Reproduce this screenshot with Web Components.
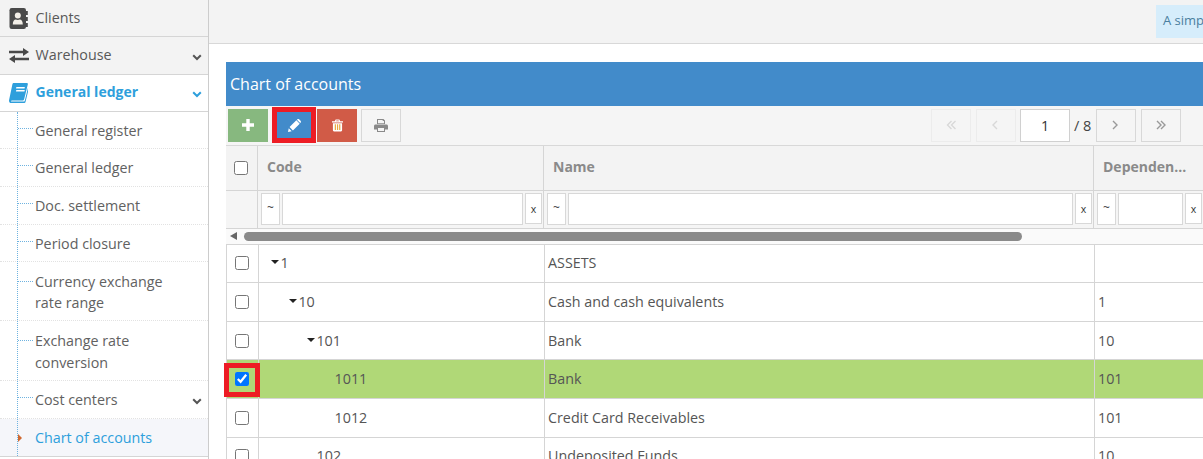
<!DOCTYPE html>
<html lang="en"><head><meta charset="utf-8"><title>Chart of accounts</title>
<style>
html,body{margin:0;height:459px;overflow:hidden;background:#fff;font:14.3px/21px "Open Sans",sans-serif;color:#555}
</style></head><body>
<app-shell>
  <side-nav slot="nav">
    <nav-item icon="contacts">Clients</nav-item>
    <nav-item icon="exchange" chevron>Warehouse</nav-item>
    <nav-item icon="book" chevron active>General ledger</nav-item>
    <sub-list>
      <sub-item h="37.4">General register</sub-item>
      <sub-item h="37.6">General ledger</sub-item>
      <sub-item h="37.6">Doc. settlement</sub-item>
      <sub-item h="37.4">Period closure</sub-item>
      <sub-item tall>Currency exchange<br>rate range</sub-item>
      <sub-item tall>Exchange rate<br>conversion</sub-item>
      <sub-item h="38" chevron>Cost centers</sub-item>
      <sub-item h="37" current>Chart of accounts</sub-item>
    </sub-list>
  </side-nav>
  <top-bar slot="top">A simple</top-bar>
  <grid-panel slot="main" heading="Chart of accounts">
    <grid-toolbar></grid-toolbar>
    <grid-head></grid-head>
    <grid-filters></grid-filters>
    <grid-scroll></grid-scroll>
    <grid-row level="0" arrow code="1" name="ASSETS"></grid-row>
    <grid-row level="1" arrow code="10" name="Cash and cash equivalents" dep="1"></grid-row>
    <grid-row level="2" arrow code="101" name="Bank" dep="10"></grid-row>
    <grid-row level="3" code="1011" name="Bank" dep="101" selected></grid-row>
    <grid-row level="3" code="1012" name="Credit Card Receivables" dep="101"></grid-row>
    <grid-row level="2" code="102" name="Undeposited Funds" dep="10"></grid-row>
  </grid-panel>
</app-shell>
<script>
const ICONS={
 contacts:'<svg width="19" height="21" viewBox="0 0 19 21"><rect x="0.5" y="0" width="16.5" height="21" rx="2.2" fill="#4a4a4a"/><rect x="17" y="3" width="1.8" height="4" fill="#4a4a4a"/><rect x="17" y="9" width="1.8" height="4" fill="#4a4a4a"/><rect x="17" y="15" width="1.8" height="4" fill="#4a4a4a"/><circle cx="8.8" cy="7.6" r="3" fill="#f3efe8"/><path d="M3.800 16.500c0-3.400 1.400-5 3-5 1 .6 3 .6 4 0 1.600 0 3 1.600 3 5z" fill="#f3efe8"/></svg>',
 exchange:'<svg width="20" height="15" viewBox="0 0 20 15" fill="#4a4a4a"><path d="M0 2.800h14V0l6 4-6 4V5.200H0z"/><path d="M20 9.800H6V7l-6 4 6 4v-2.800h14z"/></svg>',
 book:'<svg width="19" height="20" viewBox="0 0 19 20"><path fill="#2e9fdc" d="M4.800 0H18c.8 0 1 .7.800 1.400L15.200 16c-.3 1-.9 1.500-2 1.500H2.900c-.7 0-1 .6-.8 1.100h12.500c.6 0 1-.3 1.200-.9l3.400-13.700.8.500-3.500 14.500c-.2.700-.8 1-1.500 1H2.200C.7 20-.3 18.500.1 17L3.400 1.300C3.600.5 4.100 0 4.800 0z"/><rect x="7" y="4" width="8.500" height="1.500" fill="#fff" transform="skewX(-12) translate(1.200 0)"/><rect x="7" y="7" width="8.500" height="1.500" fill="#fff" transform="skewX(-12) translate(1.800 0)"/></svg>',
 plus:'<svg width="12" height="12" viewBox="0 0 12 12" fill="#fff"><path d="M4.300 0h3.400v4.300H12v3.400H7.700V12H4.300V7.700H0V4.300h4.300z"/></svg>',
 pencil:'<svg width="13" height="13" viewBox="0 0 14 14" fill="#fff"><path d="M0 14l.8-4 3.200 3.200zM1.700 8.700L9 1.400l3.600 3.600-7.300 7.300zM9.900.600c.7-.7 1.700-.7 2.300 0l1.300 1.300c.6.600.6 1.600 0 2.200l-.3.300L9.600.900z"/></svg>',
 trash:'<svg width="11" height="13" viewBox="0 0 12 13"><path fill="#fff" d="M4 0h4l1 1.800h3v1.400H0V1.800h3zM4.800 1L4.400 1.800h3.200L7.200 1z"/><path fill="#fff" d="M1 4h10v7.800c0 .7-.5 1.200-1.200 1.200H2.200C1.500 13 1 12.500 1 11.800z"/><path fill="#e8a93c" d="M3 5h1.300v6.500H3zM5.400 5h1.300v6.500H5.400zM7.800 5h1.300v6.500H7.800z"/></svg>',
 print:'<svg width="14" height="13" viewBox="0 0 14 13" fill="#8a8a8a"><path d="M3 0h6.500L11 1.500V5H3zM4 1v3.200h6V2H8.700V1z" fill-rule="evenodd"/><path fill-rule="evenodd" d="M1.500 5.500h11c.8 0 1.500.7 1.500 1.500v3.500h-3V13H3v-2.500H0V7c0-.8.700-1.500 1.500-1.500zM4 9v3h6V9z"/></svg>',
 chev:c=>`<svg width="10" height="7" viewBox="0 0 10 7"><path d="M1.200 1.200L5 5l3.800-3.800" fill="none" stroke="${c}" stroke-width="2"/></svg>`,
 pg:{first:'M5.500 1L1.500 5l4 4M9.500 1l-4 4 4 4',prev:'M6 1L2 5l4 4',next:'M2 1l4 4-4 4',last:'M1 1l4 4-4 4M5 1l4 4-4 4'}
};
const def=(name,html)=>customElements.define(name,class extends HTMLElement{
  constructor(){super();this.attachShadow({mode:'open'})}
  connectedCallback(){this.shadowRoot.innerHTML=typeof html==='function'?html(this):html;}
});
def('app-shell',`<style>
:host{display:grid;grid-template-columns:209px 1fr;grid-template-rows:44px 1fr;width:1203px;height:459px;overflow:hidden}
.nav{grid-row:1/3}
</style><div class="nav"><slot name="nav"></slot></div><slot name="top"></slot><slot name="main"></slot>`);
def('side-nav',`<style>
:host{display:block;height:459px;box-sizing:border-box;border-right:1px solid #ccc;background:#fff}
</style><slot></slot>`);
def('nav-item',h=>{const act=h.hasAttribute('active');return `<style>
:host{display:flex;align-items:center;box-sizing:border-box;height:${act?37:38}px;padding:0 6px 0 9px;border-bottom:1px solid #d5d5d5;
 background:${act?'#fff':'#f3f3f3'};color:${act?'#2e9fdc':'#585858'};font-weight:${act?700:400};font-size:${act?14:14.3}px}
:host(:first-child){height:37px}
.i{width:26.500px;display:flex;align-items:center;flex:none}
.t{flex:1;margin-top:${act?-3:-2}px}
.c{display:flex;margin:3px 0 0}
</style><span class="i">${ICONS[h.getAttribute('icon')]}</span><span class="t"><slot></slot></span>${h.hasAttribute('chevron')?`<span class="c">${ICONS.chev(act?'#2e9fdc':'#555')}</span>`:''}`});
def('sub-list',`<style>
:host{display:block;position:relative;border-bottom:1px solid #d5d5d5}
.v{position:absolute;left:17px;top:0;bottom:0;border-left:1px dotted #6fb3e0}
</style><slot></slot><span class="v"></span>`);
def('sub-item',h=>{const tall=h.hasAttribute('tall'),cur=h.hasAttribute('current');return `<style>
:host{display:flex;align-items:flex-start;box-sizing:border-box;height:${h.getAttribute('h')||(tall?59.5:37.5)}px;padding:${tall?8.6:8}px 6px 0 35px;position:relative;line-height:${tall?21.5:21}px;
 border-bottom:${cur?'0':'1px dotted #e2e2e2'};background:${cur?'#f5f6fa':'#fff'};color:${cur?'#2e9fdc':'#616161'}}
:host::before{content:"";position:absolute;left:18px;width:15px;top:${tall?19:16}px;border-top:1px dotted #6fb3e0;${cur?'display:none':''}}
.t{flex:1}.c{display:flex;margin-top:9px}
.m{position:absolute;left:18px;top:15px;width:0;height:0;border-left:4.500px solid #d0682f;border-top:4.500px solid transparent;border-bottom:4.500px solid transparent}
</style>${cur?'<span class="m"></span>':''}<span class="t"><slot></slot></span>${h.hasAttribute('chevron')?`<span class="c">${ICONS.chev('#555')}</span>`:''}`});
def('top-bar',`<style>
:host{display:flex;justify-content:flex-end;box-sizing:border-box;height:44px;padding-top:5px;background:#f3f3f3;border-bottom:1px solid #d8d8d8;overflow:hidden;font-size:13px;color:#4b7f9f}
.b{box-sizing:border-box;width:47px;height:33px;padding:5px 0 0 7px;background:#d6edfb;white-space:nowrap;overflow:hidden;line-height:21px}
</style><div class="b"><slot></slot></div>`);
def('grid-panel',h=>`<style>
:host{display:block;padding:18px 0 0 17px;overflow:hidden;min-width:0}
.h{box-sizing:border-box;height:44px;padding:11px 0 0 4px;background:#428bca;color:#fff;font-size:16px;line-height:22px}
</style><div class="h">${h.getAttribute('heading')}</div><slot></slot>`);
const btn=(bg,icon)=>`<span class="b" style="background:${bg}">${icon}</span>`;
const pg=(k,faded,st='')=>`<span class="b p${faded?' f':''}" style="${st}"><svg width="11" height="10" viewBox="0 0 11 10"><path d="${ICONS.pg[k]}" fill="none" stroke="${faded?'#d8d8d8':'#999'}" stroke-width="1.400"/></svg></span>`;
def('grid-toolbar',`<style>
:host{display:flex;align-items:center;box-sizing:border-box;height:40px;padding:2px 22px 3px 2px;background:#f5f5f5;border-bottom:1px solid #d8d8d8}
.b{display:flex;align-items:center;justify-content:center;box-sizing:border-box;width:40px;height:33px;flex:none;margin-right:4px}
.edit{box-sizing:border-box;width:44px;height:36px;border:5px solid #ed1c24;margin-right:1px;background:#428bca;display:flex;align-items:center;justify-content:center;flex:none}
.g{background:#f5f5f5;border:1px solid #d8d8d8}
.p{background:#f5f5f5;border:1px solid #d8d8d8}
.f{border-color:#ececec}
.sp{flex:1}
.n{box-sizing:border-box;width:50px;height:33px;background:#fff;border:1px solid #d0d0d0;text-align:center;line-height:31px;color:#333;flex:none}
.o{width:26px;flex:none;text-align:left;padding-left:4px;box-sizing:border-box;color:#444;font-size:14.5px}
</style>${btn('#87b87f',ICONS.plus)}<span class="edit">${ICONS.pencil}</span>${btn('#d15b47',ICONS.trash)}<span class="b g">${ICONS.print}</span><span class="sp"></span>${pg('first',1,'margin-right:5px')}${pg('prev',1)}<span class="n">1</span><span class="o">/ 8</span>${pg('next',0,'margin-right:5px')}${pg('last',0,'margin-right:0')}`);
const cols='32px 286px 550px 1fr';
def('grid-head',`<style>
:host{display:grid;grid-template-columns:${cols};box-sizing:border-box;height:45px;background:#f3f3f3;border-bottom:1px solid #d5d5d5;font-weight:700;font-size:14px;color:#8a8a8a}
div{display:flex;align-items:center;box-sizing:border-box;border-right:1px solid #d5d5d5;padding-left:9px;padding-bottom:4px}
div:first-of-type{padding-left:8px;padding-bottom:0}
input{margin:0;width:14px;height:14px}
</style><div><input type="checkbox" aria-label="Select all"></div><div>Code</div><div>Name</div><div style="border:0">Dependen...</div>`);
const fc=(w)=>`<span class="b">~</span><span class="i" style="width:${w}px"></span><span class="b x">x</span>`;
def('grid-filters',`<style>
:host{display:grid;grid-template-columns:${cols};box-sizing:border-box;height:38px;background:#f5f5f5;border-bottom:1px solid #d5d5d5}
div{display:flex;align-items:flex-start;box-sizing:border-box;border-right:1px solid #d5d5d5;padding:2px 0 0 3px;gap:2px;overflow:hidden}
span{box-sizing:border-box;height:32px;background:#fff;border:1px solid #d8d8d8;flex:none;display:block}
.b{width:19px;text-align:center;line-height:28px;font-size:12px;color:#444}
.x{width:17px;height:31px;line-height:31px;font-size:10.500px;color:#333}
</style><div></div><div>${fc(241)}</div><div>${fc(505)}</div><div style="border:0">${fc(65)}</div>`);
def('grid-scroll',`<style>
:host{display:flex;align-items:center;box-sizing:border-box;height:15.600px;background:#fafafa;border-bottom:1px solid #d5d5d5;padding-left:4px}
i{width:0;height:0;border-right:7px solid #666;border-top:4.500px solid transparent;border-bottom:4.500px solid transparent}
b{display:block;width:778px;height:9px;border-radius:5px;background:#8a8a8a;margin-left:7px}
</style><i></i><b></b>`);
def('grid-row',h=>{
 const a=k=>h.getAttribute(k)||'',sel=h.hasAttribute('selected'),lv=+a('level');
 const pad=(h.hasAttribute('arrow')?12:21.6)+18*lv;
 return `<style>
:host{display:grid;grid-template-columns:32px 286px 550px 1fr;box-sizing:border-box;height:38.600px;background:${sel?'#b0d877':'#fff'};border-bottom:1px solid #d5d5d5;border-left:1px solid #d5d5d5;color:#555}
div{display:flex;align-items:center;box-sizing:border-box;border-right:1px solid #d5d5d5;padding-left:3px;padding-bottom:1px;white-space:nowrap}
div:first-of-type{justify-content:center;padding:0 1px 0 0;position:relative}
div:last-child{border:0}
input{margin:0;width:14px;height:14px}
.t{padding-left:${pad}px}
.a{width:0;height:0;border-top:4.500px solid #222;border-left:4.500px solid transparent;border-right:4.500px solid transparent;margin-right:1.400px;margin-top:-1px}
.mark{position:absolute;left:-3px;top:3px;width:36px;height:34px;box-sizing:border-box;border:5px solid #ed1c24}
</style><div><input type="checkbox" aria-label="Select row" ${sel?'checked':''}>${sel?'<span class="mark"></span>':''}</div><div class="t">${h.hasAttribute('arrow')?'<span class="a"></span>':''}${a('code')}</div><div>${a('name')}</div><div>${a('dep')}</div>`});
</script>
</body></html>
#####
## SHORT TASK
Find each line that has the word "this", then copy it out.

## SOLUTION
Reproduce this screenshot with Web Components.
  constructor(){super();this.attachShadow({mode:'open'})}
  connectedCallback(){this.shadowRoot.innerHTML=typeof html==='function'?html(this):html;}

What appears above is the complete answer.